まだ九日ある。それとも、もう九日しかない、と言うべきだろうか。クリスマスセールが始まった11月25日、別名ブラック・フライデイ、消費者はつかみ合いの喧嘩を起こすほど買い物に荒れ狂った。しかし、売上の良かったのはこの日だけだ。ひょっとしたら、今年のクリスマスセールは思ったほどの伸びが期待できないかもしれない。
まるで消費者は冬眠してしまったようだ、という報道を裏付けるように、アメリカズ・リサーチ・グループの調べによれば、クリスマスショッピングを終えたのは、たった25%の人たちだけだ。特に今年変わっているのが、通常クリスマスの2週間前から売上のジャンプが見られるのだが、今のところ全くその気配が無い。
メリルリンチのアナリスト、マーク・フリードマン氏を引用しよう。「クリスマス直前の2週間は、小売店にとって最も重要な期間です。40%以上の売上は、この2週間に集中するのが普通です。」また、NDPグループのマーシャル・コーエン氏はこう語る。「全く消費者にエンジンがかかりません。こんなに買う気の無い状態が見られたのは、2001年に一度あっただけです。ショッピングセンターに行っても、簡単に駐車する場所が見つかるのですから、明らかに何か変です。」
なぜショッピング熱が上がらないのだろうか。あるアナリストは、我慢比べの比喩を使って説明する。「最初に、まばたきするのはどちらでしょうか。消費者でしょうか、それとも小売店でしょうか。消費者は我慢比べが上手くなりました。今、店に行くべきか、それとも値下げを待つべきか。正に我慢比べの最中です。」
上記したフリードマン氏も、我慢比べ説に賛成する。「クリスマスイブは土曜です。消費者はこの土曜日に、大バーゲンセールが来ることを期待しているようです。」小売店経営者は、さぞイライラしているだろう、と思ったのだが、NDPグループのコーエン氏は、経営者たちに焦りの色はまだ見えないという。

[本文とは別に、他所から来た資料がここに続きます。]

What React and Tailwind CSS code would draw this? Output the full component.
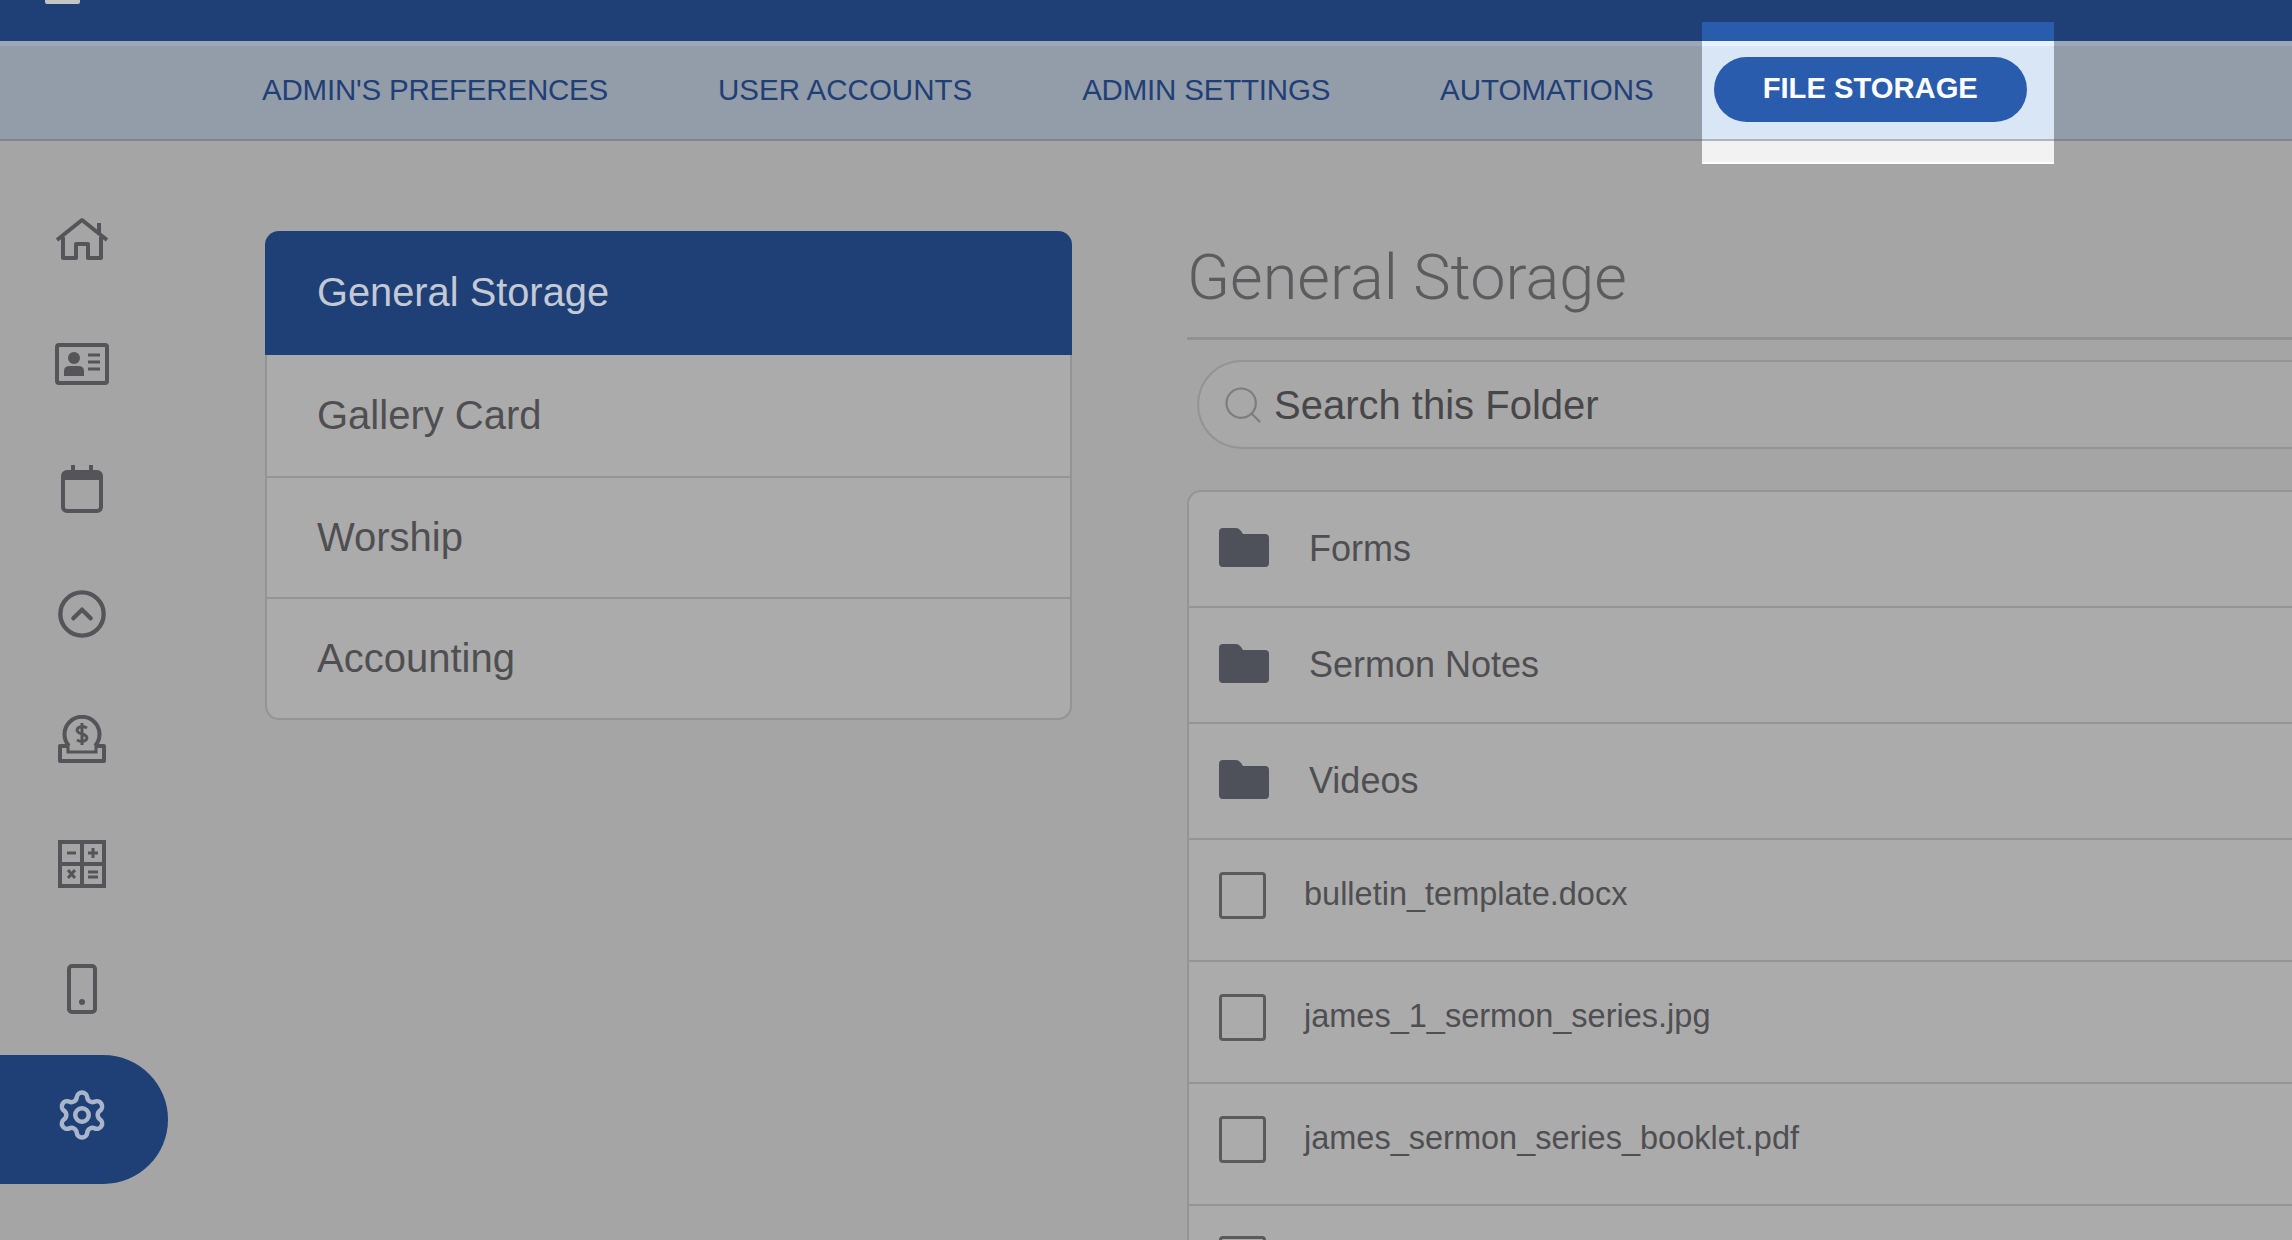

泣いても笑っても残りは九日、最大手のウォルマートは積極的な値下げ作戦を既に発表している。どちらにしても、また今週末がダメなら、小売店はパニックボタンを押すことだろう。少し違った意見だが、物がそう盛大に売れなくても問題はない、と述べるアナリストもいる。「消費者に買う気がないのは、買いたい物がみつからないからです。残りの九日間は、商品券の売上が大きく伸び、これが小売店を救うことでしょう。」たしかにそうだ。へたな物を贈るより、商品券の方が無難かもしれない。